▶ _WHAT YOU WILL DO_:
Your answer should be a single number: the count of lines containing the string "styles".

▶ _DATASET EXTRACT_:
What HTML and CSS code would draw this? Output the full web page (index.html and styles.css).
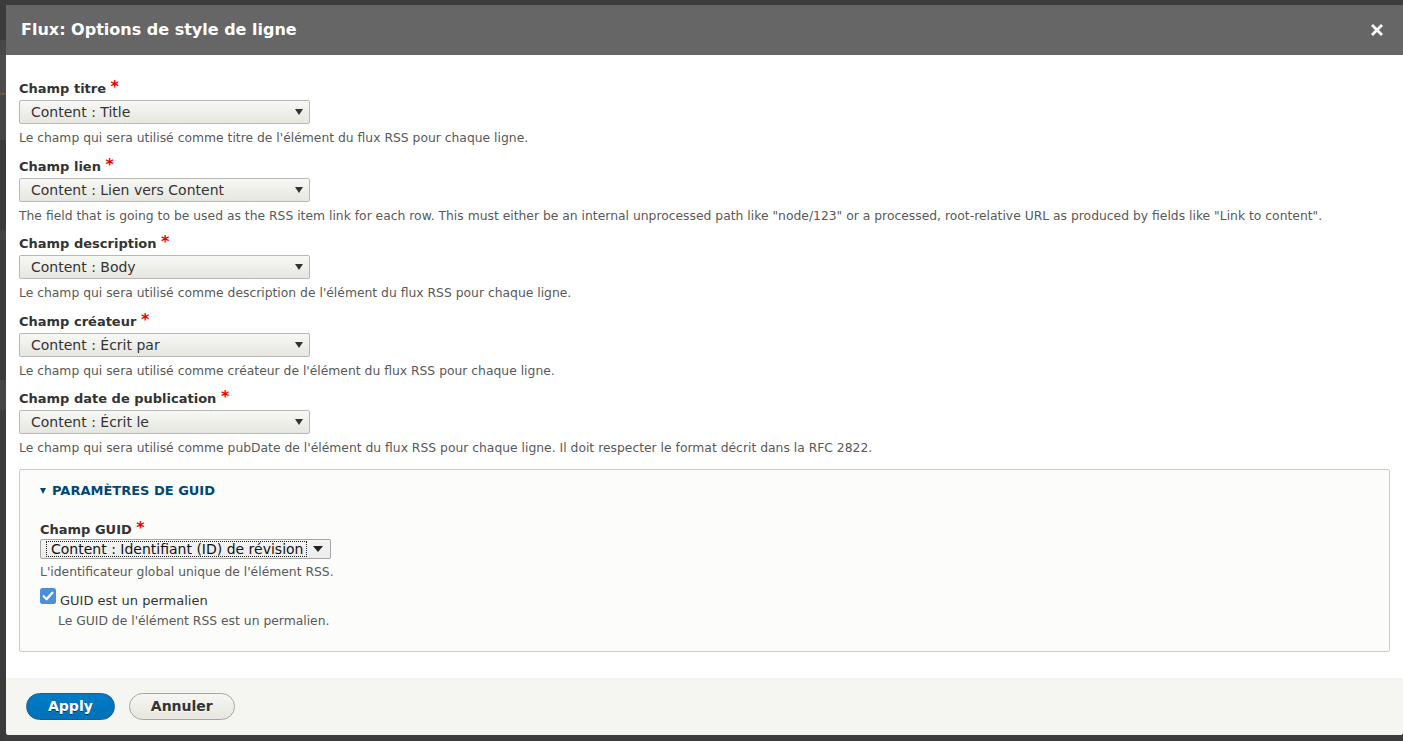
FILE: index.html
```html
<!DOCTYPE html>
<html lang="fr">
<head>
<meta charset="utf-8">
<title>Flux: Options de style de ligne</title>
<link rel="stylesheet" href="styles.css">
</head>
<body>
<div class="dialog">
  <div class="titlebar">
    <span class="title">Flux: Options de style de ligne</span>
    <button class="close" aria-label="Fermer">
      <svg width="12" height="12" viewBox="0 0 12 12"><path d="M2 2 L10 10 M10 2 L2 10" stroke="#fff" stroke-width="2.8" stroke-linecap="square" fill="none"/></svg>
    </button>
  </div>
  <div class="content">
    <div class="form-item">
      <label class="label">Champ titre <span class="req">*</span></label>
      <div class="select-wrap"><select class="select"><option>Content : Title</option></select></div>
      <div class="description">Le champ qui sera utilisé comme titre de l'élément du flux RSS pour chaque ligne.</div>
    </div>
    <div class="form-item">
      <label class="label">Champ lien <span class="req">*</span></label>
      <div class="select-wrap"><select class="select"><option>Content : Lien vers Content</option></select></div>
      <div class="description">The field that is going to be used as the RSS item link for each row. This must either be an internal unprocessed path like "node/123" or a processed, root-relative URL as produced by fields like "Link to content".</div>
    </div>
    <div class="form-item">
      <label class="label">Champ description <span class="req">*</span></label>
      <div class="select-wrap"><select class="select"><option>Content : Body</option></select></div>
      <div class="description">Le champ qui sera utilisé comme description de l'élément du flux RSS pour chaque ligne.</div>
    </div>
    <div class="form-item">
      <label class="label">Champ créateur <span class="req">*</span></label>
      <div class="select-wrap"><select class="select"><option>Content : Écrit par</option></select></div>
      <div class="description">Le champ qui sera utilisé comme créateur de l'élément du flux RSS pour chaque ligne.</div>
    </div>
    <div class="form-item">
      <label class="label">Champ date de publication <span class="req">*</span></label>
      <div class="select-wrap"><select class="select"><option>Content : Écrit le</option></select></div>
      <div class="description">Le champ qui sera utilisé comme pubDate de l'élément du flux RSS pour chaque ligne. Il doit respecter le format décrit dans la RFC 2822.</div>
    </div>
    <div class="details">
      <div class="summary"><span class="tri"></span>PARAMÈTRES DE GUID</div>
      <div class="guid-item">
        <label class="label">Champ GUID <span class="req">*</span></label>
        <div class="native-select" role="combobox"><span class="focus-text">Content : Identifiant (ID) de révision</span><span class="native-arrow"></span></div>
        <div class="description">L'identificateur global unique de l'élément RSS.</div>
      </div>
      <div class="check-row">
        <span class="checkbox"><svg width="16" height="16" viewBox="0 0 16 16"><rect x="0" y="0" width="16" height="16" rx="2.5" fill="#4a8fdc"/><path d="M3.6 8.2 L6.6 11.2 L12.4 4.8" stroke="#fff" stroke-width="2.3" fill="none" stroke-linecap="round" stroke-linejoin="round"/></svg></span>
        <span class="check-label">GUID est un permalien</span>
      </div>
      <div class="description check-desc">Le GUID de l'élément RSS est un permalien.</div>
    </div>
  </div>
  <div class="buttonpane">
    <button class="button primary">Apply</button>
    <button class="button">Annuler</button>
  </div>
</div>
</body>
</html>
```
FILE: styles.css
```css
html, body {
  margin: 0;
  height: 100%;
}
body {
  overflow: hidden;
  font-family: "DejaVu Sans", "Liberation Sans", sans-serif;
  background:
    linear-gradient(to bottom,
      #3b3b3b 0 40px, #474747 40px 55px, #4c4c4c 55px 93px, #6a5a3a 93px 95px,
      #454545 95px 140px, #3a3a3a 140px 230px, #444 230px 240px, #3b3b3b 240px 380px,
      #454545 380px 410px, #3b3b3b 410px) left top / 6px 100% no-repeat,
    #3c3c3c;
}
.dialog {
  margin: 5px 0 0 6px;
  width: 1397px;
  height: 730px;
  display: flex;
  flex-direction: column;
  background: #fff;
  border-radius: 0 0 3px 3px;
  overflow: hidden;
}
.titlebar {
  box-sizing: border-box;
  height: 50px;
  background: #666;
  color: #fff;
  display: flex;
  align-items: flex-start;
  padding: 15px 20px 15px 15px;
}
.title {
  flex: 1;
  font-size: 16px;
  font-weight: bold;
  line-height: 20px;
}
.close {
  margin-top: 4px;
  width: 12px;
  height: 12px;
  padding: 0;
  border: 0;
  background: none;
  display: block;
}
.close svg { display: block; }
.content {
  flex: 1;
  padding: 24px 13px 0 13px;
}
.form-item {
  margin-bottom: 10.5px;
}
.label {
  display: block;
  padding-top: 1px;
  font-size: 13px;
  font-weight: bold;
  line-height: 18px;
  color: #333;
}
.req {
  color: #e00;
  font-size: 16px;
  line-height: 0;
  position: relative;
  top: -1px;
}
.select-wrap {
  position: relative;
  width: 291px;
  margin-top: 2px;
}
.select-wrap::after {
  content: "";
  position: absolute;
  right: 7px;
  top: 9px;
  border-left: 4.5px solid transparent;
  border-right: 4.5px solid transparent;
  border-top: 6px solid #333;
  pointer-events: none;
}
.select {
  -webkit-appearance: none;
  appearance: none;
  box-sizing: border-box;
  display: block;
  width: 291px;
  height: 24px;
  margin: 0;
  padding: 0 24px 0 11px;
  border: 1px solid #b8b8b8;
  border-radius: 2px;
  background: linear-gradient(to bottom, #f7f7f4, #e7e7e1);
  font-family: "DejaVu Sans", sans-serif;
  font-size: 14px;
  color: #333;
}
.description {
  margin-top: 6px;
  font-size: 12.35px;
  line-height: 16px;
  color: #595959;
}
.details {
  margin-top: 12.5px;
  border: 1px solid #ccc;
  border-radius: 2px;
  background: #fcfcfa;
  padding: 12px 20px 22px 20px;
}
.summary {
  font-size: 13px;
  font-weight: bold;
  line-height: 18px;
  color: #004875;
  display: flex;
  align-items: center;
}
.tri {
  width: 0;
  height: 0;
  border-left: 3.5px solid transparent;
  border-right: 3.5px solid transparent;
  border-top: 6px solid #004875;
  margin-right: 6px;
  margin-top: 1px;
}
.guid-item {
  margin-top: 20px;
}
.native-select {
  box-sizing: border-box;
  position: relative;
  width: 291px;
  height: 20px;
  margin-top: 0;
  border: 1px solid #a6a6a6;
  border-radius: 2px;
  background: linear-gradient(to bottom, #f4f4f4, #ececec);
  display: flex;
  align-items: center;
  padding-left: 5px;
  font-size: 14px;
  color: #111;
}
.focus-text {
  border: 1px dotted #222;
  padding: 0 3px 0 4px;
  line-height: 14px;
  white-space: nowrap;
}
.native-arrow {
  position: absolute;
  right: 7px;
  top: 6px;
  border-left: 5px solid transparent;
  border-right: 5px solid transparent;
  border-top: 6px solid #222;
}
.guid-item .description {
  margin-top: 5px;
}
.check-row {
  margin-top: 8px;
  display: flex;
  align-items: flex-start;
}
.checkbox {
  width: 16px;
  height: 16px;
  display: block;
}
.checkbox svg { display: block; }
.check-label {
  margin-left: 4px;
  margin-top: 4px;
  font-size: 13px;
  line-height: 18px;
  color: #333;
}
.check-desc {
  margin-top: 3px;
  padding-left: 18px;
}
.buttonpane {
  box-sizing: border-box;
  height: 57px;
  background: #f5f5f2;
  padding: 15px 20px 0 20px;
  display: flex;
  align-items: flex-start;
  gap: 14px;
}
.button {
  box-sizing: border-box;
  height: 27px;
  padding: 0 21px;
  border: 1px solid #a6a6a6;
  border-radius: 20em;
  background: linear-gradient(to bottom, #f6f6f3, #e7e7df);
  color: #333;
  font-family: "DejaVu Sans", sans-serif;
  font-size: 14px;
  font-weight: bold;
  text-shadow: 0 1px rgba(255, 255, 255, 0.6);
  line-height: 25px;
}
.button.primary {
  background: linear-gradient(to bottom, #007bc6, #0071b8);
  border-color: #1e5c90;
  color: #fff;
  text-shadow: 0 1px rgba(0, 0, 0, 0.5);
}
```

▶ _COMPLETED TASK_:
3